Of what components would cognitive forensics be built? I’d think it would have a big chunk of applied statistics, but also contributions from cognitive and social psychology, epistemology, history and philosophy of science, sociology of science, maybe some economics, data mining, network analysis, etc.
Compared to this blog, the field could have somewhat narrower scope, focusing primarily on empirical scientific research rather than on rationality in general. It might also focus primarily on statistical tests rather than on wider issues such as institution design (although ideas for institutional reform might emerge as a side product). It might be driven more by statistical analysis of particular data sets than by big theories of common human cognitive biases (although the latter would serve as a source of inspiration for hypotheses to test).
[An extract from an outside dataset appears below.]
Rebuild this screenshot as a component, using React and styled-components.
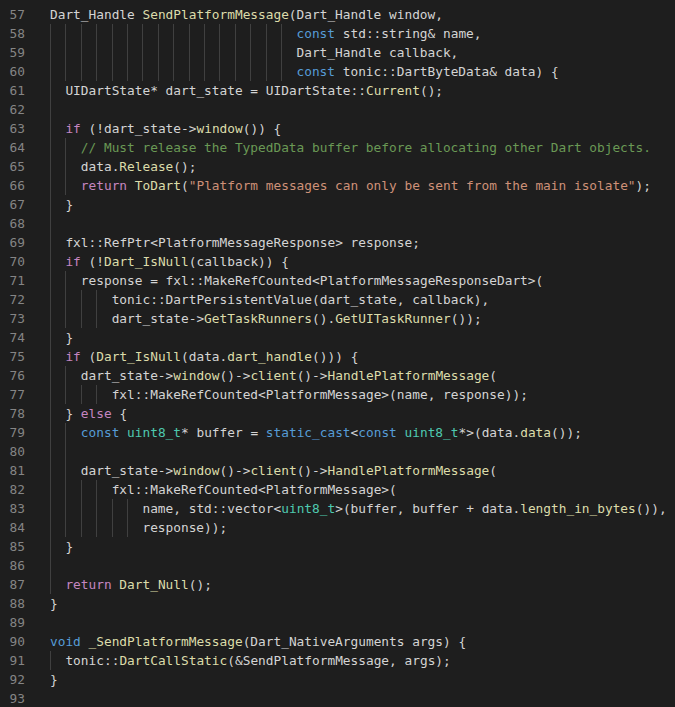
import React from 'react'
import styled, { createGlobalStyle } from 'styled-components'

const GlobalStyle=createGlobalStyle`
  html, body {
    margin: 0;
    padding: 0;
    background: #1e1e1e;
  }
`

const COLORS={
  plain: '#d4d4d4',
  func: '#dcdcaa',
  keyword: '#569cd6',
  control: '#c586c0',
  comment: '#6a9955',
  string: '#ce9178',
  type: '#4ec9b0',
}

const Editor=styled.div`
  height: 100vh;
  overflow: hidden;
  background: #1e1e1e;
  padding-top: 5px;
  box-sizing: border-box;
  font-family: "DejaVu Sans Mono", "Liberation Mono", monospace;
  font-size: 12.8px;
  line-height: 19px;
`

const Row=styled.div`
  display: flex;
  flex-direction: row;
  height: 19px;
  white-space: pre;
`

const LineNumber=styled.span`
  width: 25px;
  flex-shrink: 0;
  text-align: right;
  color: #858585;
`

const Code=styled.span`
  display: flex;
  flex-direction: row;
  margin-left: 25px;
`

const Guide=styled.span`
  display: inline-block;
  width: 2ch;
  height: 19px;
  box-sizing: border-box;
  border-left: 1px solid #404040;
`

const Token=styled.span`
  color: ${p => COLORS[p.$kind]};
`

const SOURCE=[
  'Dart_Handle SendPlatformMessage(Dart_Handle window,',
  '                                const std::string& name,',
  '                                Dart_Handle callback,',
  '                                const tonic::DartByteData& data) {',
  '  UIDartState* dart_state = UIDartState::Current();',
  '',
  '  if (!dart_state->window()) {',
  '    // Must release the TypedData buffer before allocating other Dart objects.',
  '    data.Release();',
  '    return ToDart("Platform messages can only be sent from the main isolate");',
  '  }',
  '',
  '  fxl::RefPtr<PlatformMessageResponse> response;',
  '  if (!Dart_IsNull(callback)) {',
  '    response = fxl::MakeRefCounted<PlatformMessageResponseDart>(',
  '        tonic::DartPersistentValue(dart_state, callback),',
  '        dart_state->GetTaskRunners().GetUITaskRunner());',
  '  }',
  '  if (Dart_IsNull(data.dart_handle())) {',
  '    dart_state->window()->client()->HandlePlatformMessage(',
  '        fxl::MakeRefCounted<PlatformMessage>(name, response));',
  '  } else {',
  '    const uint8_t* buffer = static_cast<const uint8_t*>(data.data());',
  '',
  '    dart_state->window()->client()->HandlePlatformMessage(',
  '        fxl::MakeRefCounted<PlatformMessage>(',
  '            name, std::vector<uint8_t>(buffer, buffer + data.length_in_bytes()),',
  '            response));',
  '  }',
  '',
  '  return Dart_Null();',
  '}',
  '',
  'void _SendPlatformMessage(Dart_NativeArguments args) {',
  '  tonic::DartCallStatic(&SendPlatformMessage, args);',
  '}',
  '',
]

// indent of blank lines, as the editor draws guides through them
const BLANK_INDENT={62: 2, 68: 2, 80: 4, 86: 2}

const CONTROL=['if', 'else', 'return']
const KEYWORDS=['const', 'void', 'static_cast']
const TYPES=['uint8_t']
const NOT_CALLS=['DartPersistentValue']

const tokenize=(text) => {
  const out=[]
  const re=/(\/\/.*$)|("(?:[^"\\]|\\.)*")|([A-Za-z_]\w*)|(\s+|.)/g
  let m
  while ((m=re.exec(text))) {
    if (m[1]) out.push(['comment', m[1]])
    else if (m[2]) out.push(['string', m[2]])
    else if (m[3]) {
      const word=m[3]
      const next=text.slice(re.lastIndex).trimStart()[0]
      let kind='plain'
      if (CONTROL.includes(word)) kind='control'
      else if (KEYWORDS.includes(word)) kind='keyword'
      else if (TYPES.includes(word)) kind='type'
      else if (next === '(' && !NOT_CALLS.includes(word)) kind='func'
      out.push([kind, word])
    } else out.push(['plain', m[4]])
  }
  return out
}

const CodeLine=({number, text}) => {
  const indent=text.length ? text.match(/^ */)[0].length : (BLANK_INDENT[number] || 0)
  const body=text.slice(indent)
  const guides=Array.from({length: Math.floor(indent / 2)})

  return (
    <Row>
      <LineNumber>{number}</LineNumber>
      <Code>
        {guides.map((_, i) => <Guide key={i}/>)}
        <span>
          {tokenize(body).map(([kind, t], i) => <Token key={i} $kind={kind}>{t}</Token>)}
        </span>
      </Code>
    </Row>
  )
}

const App=() => {
  return (
    <>
      <GlobalStyle/>
      <Editor>
        {SOURCE.map((text, i) => <CodeLine key={i} number={57 + i} text={text}/>)}
      </Editor>
    </>
  )
}

export default App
The time might be ripe for this sort of endeavor. I have the impression that scattered articles on the problems of peer review and on possible statistical biases in scientific research (e.g. by funding source, file drawer effect etc.) are now appearing fairly regularly in Science and Nature.
Three questions I have are: (1) to what extent would it make sense to study *motivated* scientific error semi-separately (as a sub-discipline) rather than as part of the course of statistics and scientific methodology in general? (2) to what extent does such a sub-discipline already exist today? (3) if there is a need for a new sub-discipline, should it be as envisaged here or should it be constructed in a different way?
Two thoughts: (1) Research is too specialized; at best we'd need a subgroup in each field (e.g. econ, soc, polit sci...).(2) I see more promise in simply raising the value of refereeing. If refereeing is highly valued, especially in top journals, the supply of high-quality refereeing will increase, and that includes detecting fraud.
Michael, I think several of us have had a worry from the beginning that giving more prominence to bias-talk could make the bias problem worse, because it might be easier to obfuscate the truth in a cloud of bias-allegation than to hide it under smoke screens of selective citation of first-level data etc. Also, bias-allegations might be more likely to trigger tribal feelings than is the dry discussion of first-level data. There is a reason why the use of ad hominem arguments is tightly circumscribed in academic discourse.
Yet my instinct is to charge ahead and to expand the number of interesting, important questions that academics are encouraged to think systematically about. In particular, if the methodological tools that can be developed in cognitive forensics turn out to be so weak that they become misused on a massive scale, then (I'd expect) norms will develop that discount arguments constructed with these tools, so not much damage will be done.